I told her I remembered well, the feeling of the six-week summer break getting closer and closer as the last Friday in July crept ever nearer, and although my body would be longing to not have to get up at 6.30am, four mornings a week and endure an exhausting four hours of physical work on those days, I also knew that my heart and soul would be affected much differently.
Because at the start of every summer break over the 12 years I worked there—which is a record for a neurodiverse person I’ve since discovered; generally, we jump from job to job in a bid to top-up dopamine levels—I’d feel what I can only describe as a kind of bereavement on the last day.
Not being a member of the teaching staff, I wasn’t laden down with ‘thank you’ cards and gifts from the children and their parents, although we support staff did get the occasional plant or box of chocolates from teachers or the management team as a thank-you for our hard work over the term. It was nice to be appreciated and some of their comments were lovely.
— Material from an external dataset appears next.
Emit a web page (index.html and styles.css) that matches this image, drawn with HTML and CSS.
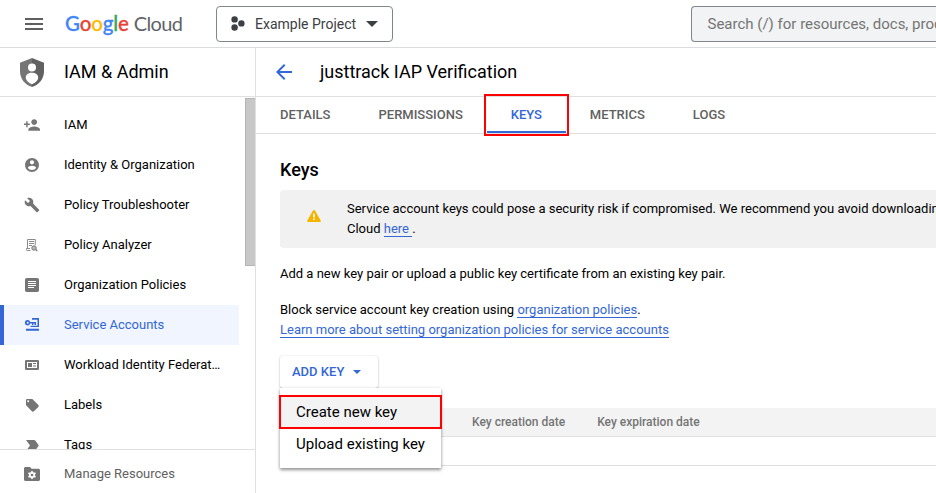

As an undiagnosed neurodiverse person who wasn’t a member of the teaching staff, I’d never formed a close friendship with other staff members. Although I did have a friendly connection with the SENCo Coordinator (now there’s irony!). Her office was next to mine, so that could easily have been simply geography again. I’d tried socializing with some of the office staff, but my natural mistrust and my discomfort in social settings, which must’ve been perceived by others as weirdness on my part, meant that these fledgling ‘relationships’ fizzled out before they had a chance to begin.
And so, as the last day of term drew nearer, I could sense an ever-growing frisson of excitement. The atmosphere around me would start to morph into something wholly different from the cut-and-dried, timetabled one I was used to as everyone prepared to celebrate not having to be there for six weeks. It was like watching the scores trickle through for the Eurovision Song Contest. There’d be after-school drinks in the staff room on the last day; everyone swapping dates they’d be free during the holidays; arrangements to meet up—a group used to go on regular camping holidays—and I’d start feeling familiar little pinches of exclusion, Missing-Out syndrome.
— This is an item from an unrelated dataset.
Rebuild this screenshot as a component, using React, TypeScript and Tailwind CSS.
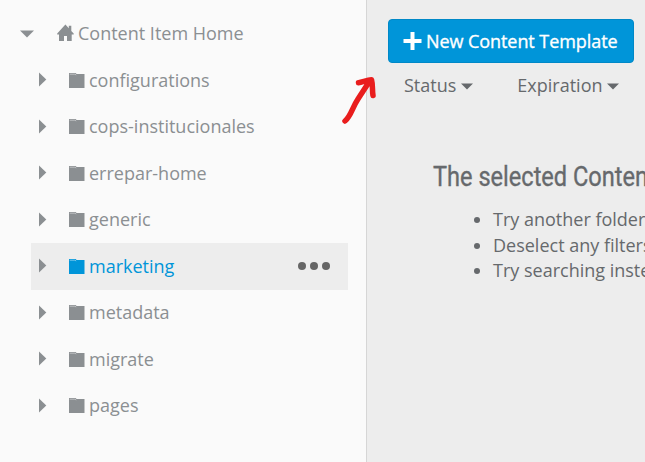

Although it wasn’t that I wanted to join in any of these extra-curricular pursuits. I think it was more that I could feel the support structure I was so used to having during my working week, slowly dissolving and I knew that soon I’d be left to my own devices, need to fill in whole blank days with ‘things’ to do for myself.
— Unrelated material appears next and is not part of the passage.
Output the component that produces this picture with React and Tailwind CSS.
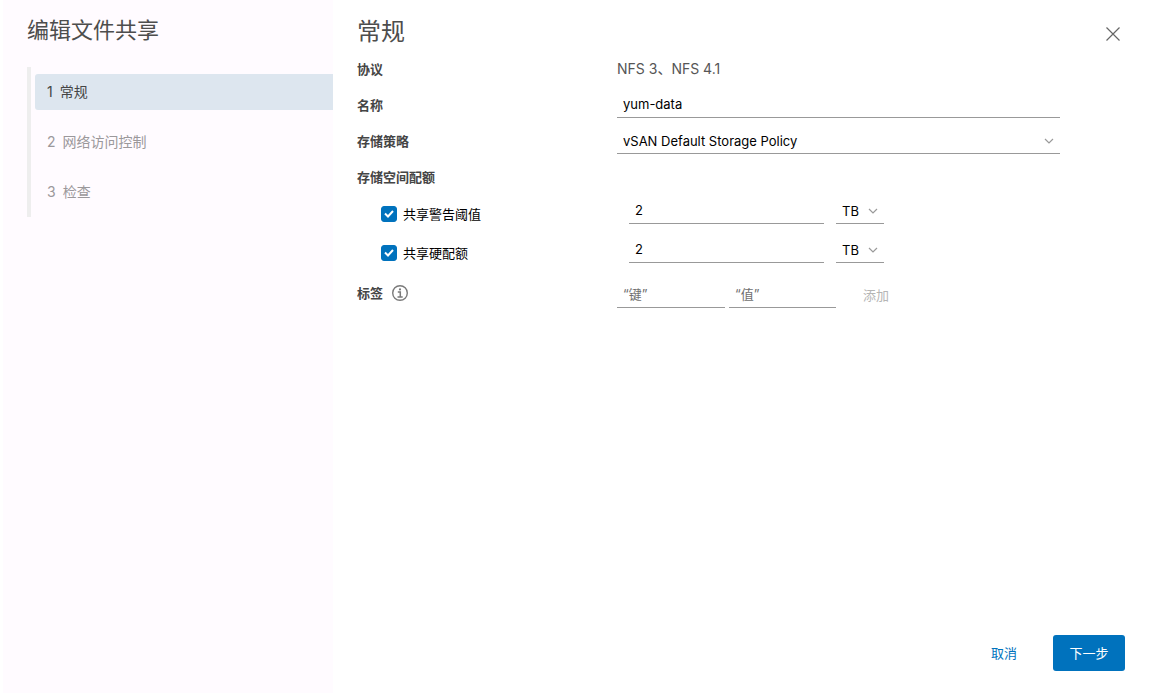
import React, { useState } from 'react';

const steps = ['常规', '网络访问控制', '检查'];

const inputStyle =
    'h-6 min-w-0 rounded-none border-0 border-b border-[#999999] bg-transparent px-1.5 pb-[3px] text-[13px] leading-5 text-black outline-none';

const selectStyle =
    'block h-6 appearance-none rounded-none border-0 border-b border-[#999999] bg-transparent px-1.5 pb-px text-[13px] leading-5 text-black outline-none';

const Chevron = () => (
    <svg viewBox="0 0 10 10" className="pointer-events-none absolute top-[6px] right-1.5 h-2.5 w-2.5" fill="none" stroke="#9a9a9a" strokeWidth="1.2">
        <path d="M1 3l4 4 4-4" />
    </svg>
);

const Checkbox = ({ id, checked, onChange, label }) => (
    <div className="flex h-[38px] w-[260px] shrink-0 items-center gap-1.5 pl-6">
        <span className="relative block h-4 w-4">
            <input
                id={id}
                type="checkbox"
                checked={checked}
                onChange={(e) => onChange(e.target.checked)}
                className="block h-4 w-4 appearance-none rounded-[3px] border border-[#0072bd] checked:bg-[#0072bd]"
            />
            {checked && (
                <svg viewBox="0 0 16 16" className="pointer-events-none absolute inset-0 h-4 w-4" fill="none" stroke="#fff" strokeWidth="2">
                    <path d="M4 7.5l3 3L12 5" />
                </svg>
            )}
        </span>
        <label htmlFor={id} className="text-[13px] leading-5 text-black">
            {label}
        </label>
    </div>
);

const QuotaRow = ({ id, label }) => {
    const [checked, setChecked] = useState(true);
    const [value, setValue] = useState('2');

    return (
        <div className="flex h-[39px]">
            <Checkbox id={id} checked={checked} onChange={setChecked} label={label} />
            <div className="flex gap-3 pt-[5px] pl-3">
                <input
                    aria-label={label}
                    value={value}
                    onChange={(e) => setValue(e.target.value)}
                    className={`${inputStyle} w-[195px]`}
                />
                <div className="relative h-6">
                    <select aria-label={`${label}单位`} defaultValue="TB" className={`${selectStyle} w-12`}>
                        <option>GB</option>
                        <option>TB</option>
                    </select>
                    <Chevron />
                </div>
            </div>
        </div>
    );
};

const Label = ({ children, ...props }) => (
    <label className="flex h-[35px] w-[260px] shrink-0 items-center text-[13px] leading-5 font-bold text-[#454545]" {...props}>
        {children}
    </label>
);

const App = () => {
    const [name, setName] = useState('yum-data');

    return (
        <div className="flex min-h-screen bg-white pb-px pl-[3px] font-[Inter,'Noto_Sans_CJK_SC',sans-serif] text-[13px] text-[#565656]">
            <aside className="w-[330px] shrink-0 bg-[#fffbff] pl-6">
                <h1 className="pt-[14px] text-[22px] leading-8 text-[#4d4d4d]">编辑文件共享</h1>
                <nav className="mt-[21px] border-l-4 border-[#eeeeee] pl-1">
                    <ol>
                        {steps.map((step, i) => (
                            <li key={step} className="flex h-[50px] items-center">
                                <button
                                    type="button"
                                    aria-current={i === 0 ? 'step' : undefined}
                                    className={`flex h-9 w-full items-center gap-[7px] rounded-l-[3px] pl-3 text-left text-sm ${
                                        i === 0 ? 'bg-[#dde6ef] text-[#454545]' : 'text-[#9b989b]'
                                    }`}
                                >
                                    <span>{i + 1}</span>
                                    <span>{step}</span>
                                </button>
                            </li>
                        ))}
                    </ol>
                </nav>
            </aside>

            <main className="flex min-w-0 flex-1 flex-col pr-7 pl-6">
                <header className="flex h-[51px] items-start justify-between pt-4">
                    <h2 className="text-2xl leading-8 text-[#4d4d4d]">常规</h2>
                    <button type="button" aria-label="关闭" className="flex h-9 w-6 items-center justify-center">
                        <svg viewBox="0 0 14 14" className="h-3.5 w-3.5" fill="none" stroke="#666" strokeWidth="1.2">
                            <path d="M.5.5l13 13M13.5.5l-13 13" />
                        </svg>
                    </button>
                </header>

                <form className="flex-1 pr-[65px]">
                    <div className="flex h-9 items-center">
                        <h3 className="w-[260px] shrink-0 leading-5 font-bold text-[#454545]">协议</h3>
                        <p className="text-sm leading-5">NFS 3、NFS 4.1</p>
                    </div>

                    <div className="flex h-9">
                        <Label htmlFor="name">名称</Label>
                        <div className="flex flex-1 pt-[7px]">
                            <input id="name" value={name} onChange={(e) => setName(e.target.value)} className={`${inputStyle} w-full`} />
                        </div>
                    </div>

                    <div className="flex h-9">
                        <Label htmlFor="policy">存储策略</Label>
                        <div className="flex-1 pt-[7px]">
                            <div className="relative">
                                <select id="policy" className={`${selectStyle} w-full`}>
                                    <option>vSAN Default Storage Policy</option>
                                </select>
                                <Chevron />
                            </div>
                        </div>
                    </div>

                    <h3 className="flex h-9 items-center leading-5 font-bold text-[#454545]">存储空间配额</h3>
                    <QuotaRow id="warning" label="共享警告阈值" />
                    <QuotaRow id="hard" label="共享硬配额" />

                    <div className="flex h-10">
                        <div className="flex w-[260px] shrink-0 items-center gap-[9px]">
                            <h3 className="leading-5 font-bold text-[#454545]">标签</h3>
                            <button type="button" aria-label="标签信息">
                                <svg viewBox="0 0 16 16" className="block h-4 w-4" fill="none" stroke="#7a7a7a">
                                    <circle cx="8" cy="8" r="7.3" strokeWidth="1.4" />
                                    <path d="M5.8 7h2.5v5M5.5 12h5.2" strokeWidth="1.5" />
                                    <circle cx="8" cy="4.4" r="1.1" fill="#7a7a7a" stroke="none" />
                                </svg>
                            </button>
                        </div>
                        <div className="flex gap-1 pt-[11px]">
                            <input aria-label="键" placeholder="“键”" className={`${inputStyle} w-[108px] placeholder:text-[#6f6f6f]`} />
                            <input aria-label="值" placeholder="“值”" className={`${inputStyle} w-[107px] placeholder:text-[#6f6f6f]`} />
                            <button type="button" disabled className="ml-[23px] h-[22px] leading-5 text-[#b5b5b5]">
                                添加
                            </button>
                        </div>
                    </div>
                </form>

                <footer className="flex justify-end gap-6 pb-[22px]">
                    <button type="button" className="h-9 px-3 leading-5 text-[#0072bd]">
                        取消
                    </button>
                    <button type="button" className="h-9 w-[72px] rounded-[3px] bg-[#0072bd] leading-5 text-white">
                        下一步
                    </button>
                </footer>
            </main>
        </div>
    );
};

export default App;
Which I’ve never felt remotely qualified to do.
I also used to find the teachers dropping their ‘mask’ of Miss or Sir, disconcerting, which I think stems from the ADHD mind requiring stability and routine… it’s how I’ve often felt seeing someone famous walking along the street going about regular human business – it tends to explode a little part of my brain because it Does. Not. Compute. They’re in the wrong place and doing the wrong thing. It bothers me. A lot.
And so, as I packed up my bits and pieces on the last day, I’d stare wistfully around my room and make a mental note of where everything was so that I could pick up where I left off in six weeks’ time, I had to convince myself to hold it together, often biting the inside of my cheek to distract my emotions with physical pain, until I’d left the building.
Once I’d driven out of the school gates, pausing at the crossroads and traffic lights at the end of the road, the surge of emotion would be too much to bear, and the wall I’d built up would start to crack and I’d let the tears fall, often necessitating pulling over at my ‘rescue place’ to sob myself dry. Then I’d spend a while composing myself and concocting a tale of irritated ‘computer-eye’ before I went home so I wouldn’t cause concern once I got there.
And I’d spend the next six weeks counting down the days until I could return. In fact, often I’d go in during the summer break on the pretext that it was quiet and I could get a lot of things done (I managed the display boards and other creative aspects including the school website). But on those times, it was so far from normality, like being the last one to leave a wake.
My friend says she can’t wait. She’s lined up all these things she wants to do and I envy her excitement. Because all I ever did during those torturous weeks was endure a week’s ‘holiday’ which was never something I enjoyed because I hated the disruption, and, every time I caught sight of a clock, wonder wistfully what I’d be doing now if I was at work.